This review contains spoilers for the first episode of House of the Dragon Season 3.

House of the Dragon Season 3 premiere is a thrilling and in-the-moment arrival of everything this series gets so right. Beginning with the brewing battle between the Blacks and Greens set to spiral into even greater destruction, the episode finds each side forced to deal with grief, betrayals, and unimaginable choices.
Across Dragonstone, King’s Landing and the waters of the Gullet, characters are forced to choose between duty and family, with consequences that will be felt for a very long time. Despite all of its fire, blood and spectacle, this opening episode is far more interested in it’s characters making impossible choices than the war itself.
This episode is more than just a battle-heavy premiere. At the heart of it all, and delivered brilliantly once again by Emma D’Arcy, is Rhaenyra Targaryen. The only individual open to believing that Alicent may have been acting in good faith, Rhaenyra’s trust is also largely responsible for much of the episode’s dramatic tension, most significantly with her son Jacaerys, who is convinced Alicent is trying to lead his mother straight into a trap.
D’Arcy expertly navigates Rhaenyra’s dichotomous existence, a queen in the middle of a war but burdened with the grief and fear of a mother who has already suffered more than most.
What makes D’Arcy’s performance so potent is the frequency with which Rhaenyra is stripped of her agency – time and time again, she sees individuals around her making choices on her behalf in an effort to safeguard her well-being. What good is authority when nobody around you trusts you to wield it?
Harry Collett is equally impressive as Jacaerys. The character has grown significantly over the course of the series, and Collett convincingly portrays a young man stepping into leadership while carrying the immense pressure of being his mother’s heir. What makes Jace so compelling is the lack of any ulterior ambition: What fuels him throughout isn’t selfishness but love and a desire to protect those closest to him. It’s precisely why the episode’s final tragedy lands so hard. Jace doesn’t die chasing glory or power. He dies trying to protect his family, making his death all the more heartbreaking.
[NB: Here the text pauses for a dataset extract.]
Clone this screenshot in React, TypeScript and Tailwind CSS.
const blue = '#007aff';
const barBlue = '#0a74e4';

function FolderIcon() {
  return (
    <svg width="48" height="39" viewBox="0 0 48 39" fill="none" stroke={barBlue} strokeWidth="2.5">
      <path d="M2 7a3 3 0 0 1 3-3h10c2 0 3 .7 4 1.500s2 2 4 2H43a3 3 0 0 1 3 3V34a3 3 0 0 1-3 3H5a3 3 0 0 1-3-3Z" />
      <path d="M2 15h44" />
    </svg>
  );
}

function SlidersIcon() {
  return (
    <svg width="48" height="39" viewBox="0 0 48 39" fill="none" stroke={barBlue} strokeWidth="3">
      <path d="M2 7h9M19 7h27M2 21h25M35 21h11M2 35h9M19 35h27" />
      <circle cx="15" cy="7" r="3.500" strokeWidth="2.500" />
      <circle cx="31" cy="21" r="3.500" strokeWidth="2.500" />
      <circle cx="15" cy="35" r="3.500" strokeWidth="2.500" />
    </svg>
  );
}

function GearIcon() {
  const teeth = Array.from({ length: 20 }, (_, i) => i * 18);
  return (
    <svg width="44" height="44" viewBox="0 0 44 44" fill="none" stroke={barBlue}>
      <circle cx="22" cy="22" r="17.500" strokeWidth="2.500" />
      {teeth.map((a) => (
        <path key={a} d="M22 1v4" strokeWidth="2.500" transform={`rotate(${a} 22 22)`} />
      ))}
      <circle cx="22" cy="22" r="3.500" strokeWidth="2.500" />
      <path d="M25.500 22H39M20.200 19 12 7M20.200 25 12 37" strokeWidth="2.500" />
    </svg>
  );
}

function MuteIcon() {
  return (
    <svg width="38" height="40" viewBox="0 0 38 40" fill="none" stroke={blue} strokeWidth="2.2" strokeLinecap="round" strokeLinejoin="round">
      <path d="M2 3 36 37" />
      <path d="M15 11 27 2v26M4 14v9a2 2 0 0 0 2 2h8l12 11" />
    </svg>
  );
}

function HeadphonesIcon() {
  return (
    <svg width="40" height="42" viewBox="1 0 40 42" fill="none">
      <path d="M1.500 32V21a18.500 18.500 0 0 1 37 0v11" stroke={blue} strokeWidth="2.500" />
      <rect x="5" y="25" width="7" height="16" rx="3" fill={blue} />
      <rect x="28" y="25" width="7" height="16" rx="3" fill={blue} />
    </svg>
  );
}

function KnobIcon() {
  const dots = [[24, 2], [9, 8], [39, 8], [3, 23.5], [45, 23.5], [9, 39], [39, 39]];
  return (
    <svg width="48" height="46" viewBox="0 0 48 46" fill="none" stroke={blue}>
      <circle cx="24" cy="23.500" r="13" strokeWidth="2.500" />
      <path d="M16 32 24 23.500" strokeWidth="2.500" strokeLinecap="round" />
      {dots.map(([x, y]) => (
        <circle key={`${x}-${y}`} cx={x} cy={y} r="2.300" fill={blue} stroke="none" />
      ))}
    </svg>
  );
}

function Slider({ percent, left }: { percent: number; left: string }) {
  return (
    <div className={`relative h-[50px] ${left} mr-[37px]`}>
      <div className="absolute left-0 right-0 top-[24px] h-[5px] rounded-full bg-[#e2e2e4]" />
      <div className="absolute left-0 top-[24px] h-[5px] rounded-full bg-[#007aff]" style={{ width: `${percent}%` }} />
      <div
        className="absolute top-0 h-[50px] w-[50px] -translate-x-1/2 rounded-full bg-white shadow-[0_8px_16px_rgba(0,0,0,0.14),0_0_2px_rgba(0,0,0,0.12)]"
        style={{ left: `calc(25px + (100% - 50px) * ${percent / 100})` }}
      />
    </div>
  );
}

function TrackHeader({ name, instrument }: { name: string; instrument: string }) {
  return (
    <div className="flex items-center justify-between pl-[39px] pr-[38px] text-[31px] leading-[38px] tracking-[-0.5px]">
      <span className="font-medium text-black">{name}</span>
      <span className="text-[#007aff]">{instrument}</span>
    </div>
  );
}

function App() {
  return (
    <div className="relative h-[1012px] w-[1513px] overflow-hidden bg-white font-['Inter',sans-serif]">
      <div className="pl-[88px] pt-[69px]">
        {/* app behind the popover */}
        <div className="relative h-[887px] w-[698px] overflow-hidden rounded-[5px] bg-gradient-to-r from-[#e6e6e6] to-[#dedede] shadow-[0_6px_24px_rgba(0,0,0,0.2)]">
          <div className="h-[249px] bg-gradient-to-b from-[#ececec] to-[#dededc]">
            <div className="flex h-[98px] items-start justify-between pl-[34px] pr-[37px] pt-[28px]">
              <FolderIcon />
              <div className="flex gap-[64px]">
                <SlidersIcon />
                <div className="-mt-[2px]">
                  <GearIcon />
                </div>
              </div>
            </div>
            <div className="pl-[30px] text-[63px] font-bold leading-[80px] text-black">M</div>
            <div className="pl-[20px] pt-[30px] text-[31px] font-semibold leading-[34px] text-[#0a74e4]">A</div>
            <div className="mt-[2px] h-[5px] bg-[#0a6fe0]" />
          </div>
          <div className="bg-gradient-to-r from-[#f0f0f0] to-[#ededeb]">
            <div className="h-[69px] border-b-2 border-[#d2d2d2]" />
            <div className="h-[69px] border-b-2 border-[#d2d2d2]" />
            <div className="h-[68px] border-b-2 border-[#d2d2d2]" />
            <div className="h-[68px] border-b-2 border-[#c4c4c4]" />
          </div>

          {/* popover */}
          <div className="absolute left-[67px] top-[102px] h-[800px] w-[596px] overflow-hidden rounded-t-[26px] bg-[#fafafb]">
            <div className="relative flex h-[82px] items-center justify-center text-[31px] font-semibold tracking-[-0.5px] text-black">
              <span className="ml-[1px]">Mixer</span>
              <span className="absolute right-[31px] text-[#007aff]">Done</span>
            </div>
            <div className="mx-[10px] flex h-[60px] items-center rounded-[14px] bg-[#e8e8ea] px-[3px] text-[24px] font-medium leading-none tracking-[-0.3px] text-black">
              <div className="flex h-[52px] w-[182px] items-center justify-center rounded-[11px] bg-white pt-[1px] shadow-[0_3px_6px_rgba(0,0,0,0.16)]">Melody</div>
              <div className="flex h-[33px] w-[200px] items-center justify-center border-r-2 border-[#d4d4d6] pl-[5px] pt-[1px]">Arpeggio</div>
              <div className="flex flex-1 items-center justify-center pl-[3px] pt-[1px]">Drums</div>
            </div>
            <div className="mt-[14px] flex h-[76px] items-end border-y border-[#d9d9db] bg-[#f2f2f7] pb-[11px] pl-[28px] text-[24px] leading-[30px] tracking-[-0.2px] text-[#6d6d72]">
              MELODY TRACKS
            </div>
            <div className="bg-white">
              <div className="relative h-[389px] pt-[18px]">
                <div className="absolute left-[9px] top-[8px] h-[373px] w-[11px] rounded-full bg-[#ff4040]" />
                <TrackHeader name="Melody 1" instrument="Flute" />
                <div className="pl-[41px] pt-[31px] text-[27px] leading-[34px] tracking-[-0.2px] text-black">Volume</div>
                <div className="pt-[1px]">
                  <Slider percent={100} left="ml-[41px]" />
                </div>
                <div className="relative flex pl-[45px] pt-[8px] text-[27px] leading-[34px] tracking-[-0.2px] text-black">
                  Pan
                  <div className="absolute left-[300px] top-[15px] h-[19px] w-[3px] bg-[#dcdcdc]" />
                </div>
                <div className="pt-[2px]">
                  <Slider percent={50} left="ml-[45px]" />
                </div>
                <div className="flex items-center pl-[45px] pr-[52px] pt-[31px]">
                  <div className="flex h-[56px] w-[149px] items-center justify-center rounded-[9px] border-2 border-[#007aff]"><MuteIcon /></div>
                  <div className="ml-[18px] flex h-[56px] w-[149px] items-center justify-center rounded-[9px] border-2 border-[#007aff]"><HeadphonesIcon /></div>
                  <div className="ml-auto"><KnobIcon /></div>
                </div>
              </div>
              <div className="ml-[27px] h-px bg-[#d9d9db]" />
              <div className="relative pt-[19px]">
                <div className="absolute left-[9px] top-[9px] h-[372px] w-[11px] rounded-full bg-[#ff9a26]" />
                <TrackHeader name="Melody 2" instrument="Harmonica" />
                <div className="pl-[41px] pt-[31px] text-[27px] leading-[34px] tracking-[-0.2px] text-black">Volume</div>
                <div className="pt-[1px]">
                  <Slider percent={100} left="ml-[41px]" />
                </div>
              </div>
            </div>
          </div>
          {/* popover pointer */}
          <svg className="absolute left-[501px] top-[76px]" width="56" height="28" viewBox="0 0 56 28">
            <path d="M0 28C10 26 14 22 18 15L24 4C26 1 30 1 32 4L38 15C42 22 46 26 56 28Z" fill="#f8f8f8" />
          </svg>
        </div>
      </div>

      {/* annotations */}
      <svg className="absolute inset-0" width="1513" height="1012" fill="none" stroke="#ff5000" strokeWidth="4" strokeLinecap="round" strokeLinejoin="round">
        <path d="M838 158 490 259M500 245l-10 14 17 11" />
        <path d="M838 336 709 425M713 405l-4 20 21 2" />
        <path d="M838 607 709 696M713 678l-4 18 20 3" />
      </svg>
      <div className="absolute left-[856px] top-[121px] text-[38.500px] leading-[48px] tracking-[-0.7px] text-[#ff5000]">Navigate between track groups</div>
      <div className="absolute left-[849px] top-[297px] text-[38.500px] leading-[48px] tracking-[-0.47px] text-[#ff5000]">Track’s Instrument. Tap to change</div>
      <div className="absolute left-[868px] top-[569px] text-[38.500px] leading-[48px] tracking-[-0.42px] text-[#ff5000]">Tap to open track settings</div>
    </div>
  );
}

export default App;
Meanwhile, back on the battlefield, Matt Smith looks perfectly comfortable in the Daemon Targaryen armour. With war underway, there’s an obvious urgency to the way that Daemon is operating this time around, but the actor has once again continued to find nuance in a character who could have come off as simplistic, the undercurrent of devotion to Rhaenyra remaining, even throughout all the brutality.
On the Green side, Ewan Mitchell delivers some of his finest work yet as Aemond. What makes the character so terrifying isn’t simply his capacity for violence but his complete certainty in his own judgment. Every scene carries an undercurrent of danger because Aemond genuinely believes he is the smartest person in the room. Mitchell plays that arrogance with chilling precision, making him one of the most unsettling figures in Westeros.
His scenes opposite Olivia Cooke’s Alicent are among the strongest of the episode. Cooke is exceptional here, portraying a woman trapped between guilt, fear and maternal instinct. Alicent understands exactly how dangerous her son has become, yet she is also one of the few people capable of influencing him. Their dynamic is layered with manipulation, desperation and a complicated love.

That complexity reaches an uncomfortable climax in the episode’s most shocking moment, when Aemond kisses his mother after Alicent spends the scene appealing to the vulnerable child she hopes still exists beneath the king. The sequence is deeply unsettling, not because it comes entirely out of nowhere, but because it feels like the culmination of years of blurred boundaries, emotional dependency and power struggles. Both Mitchell and Cooke play the moment perfectly, neither overplaying its shock value nor shying away from just how disturbing it is.
Tom Glynn-Carney also continues his remarkable run as Aegon. Broken physically, emotionally and politically, Aegon has become one of the show’s most tragic figures. Glynn-Carney never asks for sympathy, yet somehow earns it anyway.
One of the episode’s most quietly affecting storylines belongs to Steve Toussaint’s Corlys Velaryon. And after an unbelievable personal loss, it seems Corlys has reconsidered priorities. His scenes with Alyn (Abubakar Salim) are filled with decades of repressed love, resentment, and hurt neither can even define, but Toussaint delivers them with such incredible subtlety.
The Battle of the Gullet does not disappoint; it’s as spectacular as it was expected to be. Huge in scale, dazzling visually, and the action is truly anxiety-inducing. Yet what makes the sequence work isn’t the spectacle itself. It’s the cost. Every single choice made during this episode goes towards what becomes inevitable. Every act of defence, of support or even love, there’s a cost. By the time the battle reaches its devastating conclusion, the emotional fallout feels completely earned.
That’s ultimately what makes this premiere such a triumph. While the battle provides the spectacle, it’s the relationships that provide the heartbreak. The dragons may dominate the skies, but it’s the families being torn apart by war that leave the deepest impact.
As a season premiere, it’s a remarkable achievement. Balancing spectacle, character and tragedy with the confidence of a series that knows exactly why audiences fell in love with this world in the first place.